We have been cleared to be in Russia and are tied up in Providenya. At one point we had 12 people at the wharf in order to process our entry. We had a port captain, border guard, customs, immigration, a doctor to check our health. I had to fill out everything in triplicate and sign and stamp it, they then filled out more and signed and stamped it. Everyone was dressed in official clothing and hats. Sue helped with translation and filling out paperwork. It all took about three hours. Every one was friendly, and some even smiled. Everyone is healthy, our crossing went well, and we look forward to meeting more people here. We now are in our beds, our guard is on the wharf watching over us, and we are ready to sleep.

Rolland for the Trowbridges

Wednesday, July 14, 2010

From Russia with Love

Precipice is sailing toward Russia. We had our bad weather right off, a short bit of 25-30kt winds followed by a night of 20-25kt steady winds. Waves never got more than 8ft tall, but were very square and we were beating into them. When we sail into the waves the deck and us get wet. Our first 24 Hours we sailed all but 9. We took on crew for this trip, our guide for Russia, Sue. Sue has done two sailing trips on the Bearing Sea on a Russian sailboat and is a great hand to have on board. We are all getting much more sleep than we are accustomed to on passage. In a couple of hours we expect another low to pass over us, and a repeat of last nights weather. We hope to be in Russia tomorrow if we don't break anything tonight. Our Propusk (paperwork that allows us to travel within Chukotka) unexpectedly allows us to visit the city Anadyr as well as Providenya. We are excited. The adventure continues.

I have received many messages goading me to blog more. I have been glued to Precipice getting her ready for this trip and whatever else we end up doing this year. The Northwest Passage is tough on a vessel. Every thing seems to be working good, with just a few bugs to work out. Our engine, rig, sails, and hull are all ready for travel.

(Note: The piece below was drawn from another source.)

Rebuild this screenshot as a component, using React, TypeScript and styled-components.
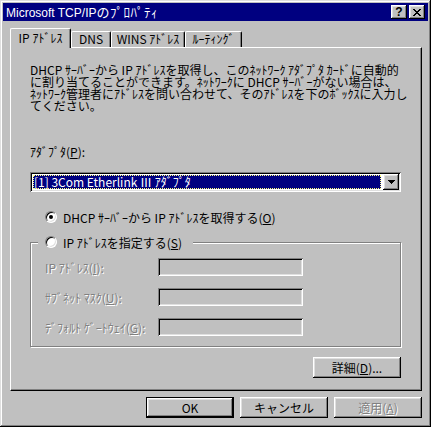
import React from 'react';
import styled, { createGlobalStyle, css } from 'styled-components';

const face = `"Noto Sans CJK JP", "Liberation Sans", sans-serif`;

const GlobalStyle = createGlobalStyle`
    html, body {
        margin: 0;
        padding: 0;
        background: #c0c0c0;
    }
    body {
        font-family: ${face};
        font-size: 12px;
        color: #000;
    }
`;

const raised = css`
    box-shadow: inset -1px -1px #000, inset 1px 1px #fff, inset -2px -2px #808080, inset 2px 2px #dfdfdf;
`;
const sunken = css`
    box-shadow: inset 1px 1px #808080, inset -1px -1px #fff, inset 2px 2px #000, inset -2px -2px #dfdfdf;
`;

const Window = styled.div`
    width: 431px;
    height: 427px;
    box-sizing: border-box;
    padding: 3px;
    background: #c0c0c0;
    box-shadow: inset -1px -1px #000, inset 1px 1px #dfdfdf, inset -2px -2px #808080, inset 2px 2px #fff;
    display: flex;
    flex-direction: column;
`;

const TitleBar = styled.div`
    height: 18px;
    display: flex;
    align-items: center;
    gap: 2px;
    padding: 0 3px 0 3px;
    background: #000080;
    color: #fff;
`;

const TitleText = styled.span`
    flex: 1;
    font-family: 'Liberation Sans', 'Noto Sans CJK JP', sans-serif;
    font-size: 12px;
    line-height: 18px;
    white-space: nowrap;
`;

const TitleKana = styled.span`
    font-family: 'Noto Sans CJK JP', sans-serif;
    font-size: 13px;
    letter-spacing: 0.5px;
`;

const CaptionButton = styled.div`
    width: 16px;
    height: 14px;
    box-sizing: border-box;
    background: #c0c0c0;
    color: #000;
    display: flex;
    align-items: center;
    justify-content: center;
    font: bold 12px 'Liberation Sans', sans-serif;
    line-height: 14px;
    ${raised}
`;

const Body = styled.div`
    display: flex;
    flex-direction: column;
    padding: 7px 5px 0 7px;
`;

const TabStrip = styled.div`
    display: flex;
    align-items: flex-end;
    height: 20px;
    margin-bottom: -1px;
    position: relative;
    z-index: 1;
`;

const Tab = styled.div<{ $w: number; $active?: boolean }>`
    width: ${(p) => p.$w}px;
    box-sizing: border-box;
    background: #c0c0c0;
    border-top: 1px solid #fff;
    border-left: 1px solid #fff;
    border-right: 1px solid #000;
    border-radius: 2px 2px 0 0;
    box-shadow: inset -1px 0 #808080;
    text-align: center;
    white-space: nowrap;
    line-height: 14px;
    ${(p) =>
        p.$active
            ? css`
                  height: 20px;
                  padding-top: 2px;
              `
            : css`
                  height: 16px;
                  margin-bottom: 1px;
                  padding-top: 0;
              `}
`;

const Panel = styled.div`
    width: 412px;
    box-sizing: border-box;
    border-top: 1px solid #fff;
    border-left: 1px solid #fff;
    border-right: 1px solid #000;
    border-bottom: 1px solid #000;
    box-shadow: inset -1px -1px #808080;
    padding: 16px 20px 12px 19px;
    display: flex;
    flex-direction: column;
`;

const Paragraph = styled.div`
    line-height: 12px;
    height: 48px;
`;

const Line = styled.div`
    white-space: nowrap;
`;

const FieldLabel = styled.div`
    margin-top: 34px;
    line-height: 12px;
    height: 12px;
`;

const U = styled.span`
    text-decoration: underline;
`;

const Select = styled.div`
    margin-top: 14px;
    height: 20px;
    box-sizing: border-box;
    padding: 2px;
    display: flex;
    background: #fff;
    ${sunken}
`;

const SelectValue = styled.div`
    flex: 1;
    margin: 1px 2px 1px 1px;
    background: #000080;
    color: #fff;
    outline: 1px dotted #ffff80;
    outline-offset: -1px;
    line-height: 14px;
    padding-left: 1px;
    white-space: nowrap;
`;

const DropButton = styled.div`
    width: 16px;
    height: 16px;
    box-sizing: border-box;
    background: #c0c0c0;
    display: flex;
    align-items: center;
    justify-content: center;
    ${raised}
`;

const RadioRow = styled.div<{ $top?: number }>`
    display: flex;
    align-items: center;
    gap: 6px;
    height: 14px;
    margin-top: ${(p) => p.$top ?? 0}px;
    padding-left: 15px;
    white-space: nowrap;
`;

const RadioCircle = styled.span`
    width: 12px;
    height: 12px;
    flex: none;
    box-sizing: border-box;
    border-radius: 50%;
    border: 1px solid;
    border-color: #808080 #fff #fff #808080;
    background: #fff;
    box-shadow: inset 1px 1px #000, inset -1px -1px #dfdfdf;
    display: flex;
    align-items: center;
    justify-content: center;
`;

const RadioDot = styled.span`
    width: 4px;
    height: 4px;
    border-radius: 50%;
    background: #000;
`;

const Group = styled.fieldset`
    margin: 11px 0 0 0;
    padding: 9px 10px 10px 7px;
    border: 1px solid #808080;
    box-shadow: inset 1px 1px #fff, 1px 1px #fff;
    display: flex;
    flex-direction: column;
    gap: 12px;
    min-width: 0;
`;

const GroupLegend = styled.legend`
    padding: 0 11px 0 7px;
    background: #c0c0c0;
    height: 14px;
    display: flex;
    align-items: center;
    gap: 6px;
    white-space: nowrap;
`;

const AddressRow = styled.div`
    display: flex;
    align-items: center;
    padding-left: 7px;
`;

const DisabledText = styled.span`
    color: #808080;
    text-shadow: 1px 1px 0 #fff;
    white-space: nowrap;
`;

const AddressLabel = styled(DisabledText)`
    width: 113px;
`;

const AddressBox = styled.div`
    width: 145px;
    height: 18px;
    box-sizing: border-box;
    background: #c0c0c0;
    ${sunken}
`;

const Button = styled.div<{ $default?: boolean; $disabled?: boolean }>`
    width: 88px;
    height: 21px;
    box-sizing: border-box;
    background: #c0c0c0;
    display: flex;
    align-items: center;
    justify-content: center;
    white-space: nowrap;
    ${raised}
    ${(p) =>
        p.$default &&
        css`
            border: 1px solid #000;
        `}
    ${(p) =>
        p.$disabled &&
        css`
            color: #808080;
            text-shadow: 1px 1px 0 #fff;
        `}
`;

const DetailRow = styled.div`
    display: flex;
    justify-content: flex-end;
    margin-top: 10px;
`;

const ButtonRow = styled.div`
    display: flex;
    justify-content: flex-end;
    gap: 6px;
    margin-top: 6px;
    width: 412px;
`;

const CloseGlyph = () => {
    const rows = [
        [0, 1, 6, 7],
        [1, 2, 5, 6],
        [2, 3, 4, 5],
        [3, 4],
        [2, 3, 4, 5],
        [1, 2, 5, 6],
        [0, 1, 6, 7],
    ];
    return (
        <svg width="8" height="7" viewBox="0 0 8 7" shapeRendering="crispEdges">
            {rows.map((xs, y) => xs.map((x) => <rect key={`${x}-${y}`} x={x} y={y} width="1" height="1" fill="#000" />))}
        </svg>
    );
};

const DownArrow = () => (
    <svg width="7" height="4" viewBox="0 0 7 4" shapeRendering="crispEdges">
        <rect x="0" y="0" width="7" height="1" fill="#000" />
        <rect x="1" y="1" width="5" height="1" fill="#000" />
        <rect x="2" y="2" width="3" height="1" fill="#000" />
        <rect x="3" y="3" width="1" height="1" fill="#000" />
    </svg>
);

const tabs = [
    { label: 'IP ｱﾄﾞﾚｽ', w: 61, active: true },
    { label: 'DNS', w: 40 },
    { label: 'WINS ｱﾄﾞﾚｽ', w: 74 },
    { label: 'ﾙｰﾃｨﾝｸﾞ', w: 57 },
];

const description = [
    'DHCP ｻｰﾊﾞｰから IP ｱﾄﾞﾚｽを取得し、このﾈｯﾄﾜｰｸ ｱﾀﾞﾌﾟﾀ ｶｰﾄﾞに自動的',
    'に割り当てることができます。ﾈｯﾄﾜｰｸに DHCP ｻｰﾊﾞｰがない場合は、',
    'ﾈｯﾄﾜｰｸ管理者にｱﾄﾞﾚｽを問い合わせて、そのｱﾄﾞﾚｽを下のﾎﾞｯｸｽに入力し',
    'てください。',
];

const addressFields = [
    { label: 'IP ｱﾄﾞﾚｽ', key: 'I' },
    { label: 'ｻﾌﾞﾈｯﾄ ﾏｽｸ', key: 'U' },
    { label: 'ﾃﾞﾌｫﾙﾄ ｹﾞｰﾄｳｪｲ', key: 'G' },
];

const App = () => {
    return (
        <>
            <GlobalStyle />
            <Window>
                <TitleBar>
                    <TitleText>
                        Microsoft TCP/IP<TitleKana>のﾌﾟﾛﾊﾟﾃｨ</TitleKana>
                    </TitleText>
                    <CaptionButton>?</CaptionButton>
                    <CaptionButton>
                        <CloseGlyph />
                    </CaptionButton>
                </TitleBar>
                <Body>
                    <TabStrip>
                        {tabs.map((t) => (
                            <Tab key={t.label} $w={t.w} $active={t.active}>
                                {t.label}
                            </Tab>
                        ))}
                    </TabStrip>
                    <Panel>
                        <Paragraph>
                            {description.map((l) => (
                                <Line key={l}>{l}</Line>
                            ))}
                        </Paragraph>
                        <FieldLabel>
                            ｱﾀﾞﾌﾟﾀ(<U>P</U>):
                        </FieldLabel>
                        <Select>
                            <SelectValue>[1] 3Com Etherlink Ⅲ ｱﾀﾞﾌﾟﾀ</SelectValue>
                            <DropButton>
                                <DownArrow />
                            </DropButton>
                        </Select>
                        <RadioRow $top={18}>
                            <RadioCircle>
                                <RadioDot />
                            </RadioCircle>
                            <span>
                                DHCP ｻｰﾊﾞｰから IP ｱﾄﾞﾚｽを取得する(<U>O</U>)
                            </span>
                        </RadioRow>
                        <Group>
                            <GroupLegend>
                                <RadioCircle />
                                <span>
                                    IP ｱﾄﾞﾚｽを指定する(<U>S</U>)
                                </span>
                            </GroupLegend>
                            {addressFields.map((f) => (
                                <AddressRow key={f.key}>
                                    <AddressLabel>
                                        {f.label}(<U>{f.key}</U>):
                                    </AddressLabel>
                                    <AddressBox />
                                </AddressRow>
                            ))}
                        </Group>
                        <DetailRow>
                            <Button>
                                詳細(<U>D</U>)...
                            </Button>
                        </DetailRow>
                    </Panel>
                    <ButtonRow>
                        <Button $default>OK</Button>
                        <Button>キャンセル</Button>
                        <Button $disabled>
                            適用(<U>A</U>)
                        </Button>
                    </ButtonRow>
                </Body>
            </Window>
        </>
    );
};

export default App;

It is really good to be back under sail again, and back in our home.

Thursday, April 22, 2010

Iditablog, my thumb is sore.

Seeing the end of the Iditarod has been a lifetime goal.  I think Jannelle and Bianca lucky to have experienced it.  During the Iditarod the population of Nome swells by 30%.  Nome doesn't have that much extra living space so many people open up couches and kitchens for visitors.  It is easy to pick out the visitors though, they are the ones wearing "technical" winter clothing, special boots and hats like it is cold here or something (the week before the end temps got to -30F).   Nomites just wear what they can grab on the way out the door.

Jannelle petting a dog that just ran 1100 miles

You would do this too after running for 10 days straight.

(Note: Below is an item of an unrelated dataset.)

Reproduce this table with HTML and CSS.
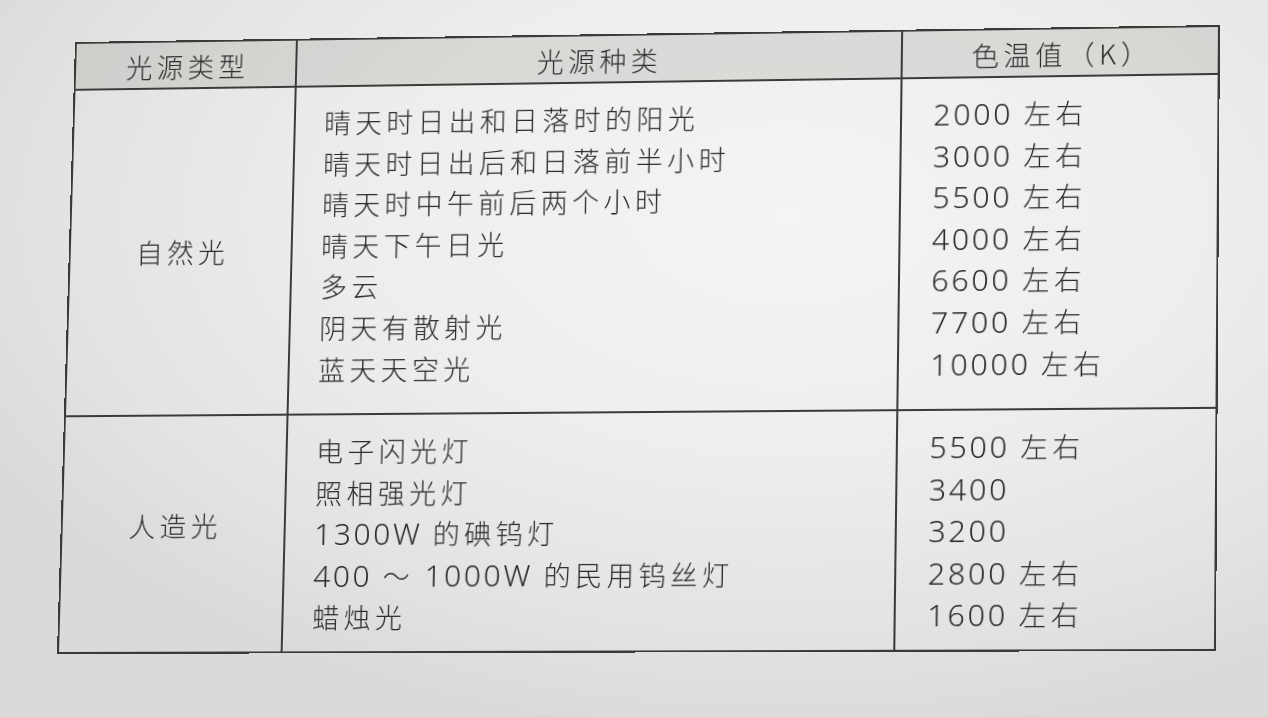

It is spring time by the calendar.  The ocean is still frozen and the snow keeps falling, but the days are getting longer.  We are getting 18 hours of sun every day now, and still adding 6 or more min. every day.  One of my main tasks has been repairing sails that have wear and tear from  5000 miles of sailing and three gales.  Much of this work is handwork, work that cannot be done by sewing machine.  I have been reinforcing the wear areas of our sails with leather.  This means that I am pushing a needle through 11 layers of sail, two layers of web strap, and two layers of leather.  This has led to a sore thumb from my sailors palm pushing against my needle.  I have broken over 20 needles in the last month.   

This is the same corner as above all the stitching has been redone, webbing straps installed to support the corner ring, new edges sewn on, and leather hand sewn in to protect the new edges.  

Much of the work cannot be done by sewing machine.

All the corners of the sails are getting reinforcing web straps sewn in, and protective leather sewn on.

All the sails get laid out and inspected carefully.  This is our 
Mainsail.  I have ordered material to build a new one.  

This is our largest foresail.  

It is a good thing that room had a door.  We are measuring for the construction of an asymmetrical spinnaker.  Even though we had to contend with three gales (sustained winds over 35kts) this last season, we had the sails to handle that.  What we really missed is a large light sail for the light wind days that turned our 10 day trip from Newfoundland to Greenland into 16 days.  

This is our apartment turned into sail loft.  Bianca spent many hours helping me restitch our Staysail.

This is our sailrite LSZ-1.  Sailrite is one of those rare companies that provides phenomenal customer service.  They have helped me countless hours on the phone from Skpe calls in Newfoundland to Satellite calls from the Northwest passage.  Thank you Eric for all you have done to take care of me.  This sewing machine has paid for itself many many times over.  

I also managed to find the time to hand sew a ditty bag (sailors bag) for the pastors of our house church (and friends) back in Grand Rapids who pretty much babysat me while I did technical teaching for six weeks.  Thank you Dan and Carrie!  

Every stitch is by hand.  It takes about 70 hours of palm work to make one of these bags.

We have managed to sneak some needed goof off time in there.  We took a 70 mile snowmachine trip up into the mountains.

If there is something to climb, climb it.  This is Jannelle halfway up a crane to inspect a birds nest.

Every day after school, Bianca watches one of Deb's co worker's babies.  She also manages to get her homework done at the same time, I guess.

Bianca won an award for the Iditarod theme section of an art contest.  It also came with a $50 dollar check. It is a slippery slope when you start making money off of art.  

Jannelle won the "Student of the Month" in March for the Junior High School.  We were invited to a school board meeting where a teacher gave a speech about how caring and hardworking our daughter is.
We had to agree.

Jannelle took a class on Native needlework and made a pair of sealskin baby shoes.  She also is taking a Junior Lifeguard class, learning CPR and rescue skills.  

This is Deb and I dressed for the climate.   We could have turned right when we left Newfoundland last year and have easily made it to the Bahamas for the winter.  We are glad we didn't.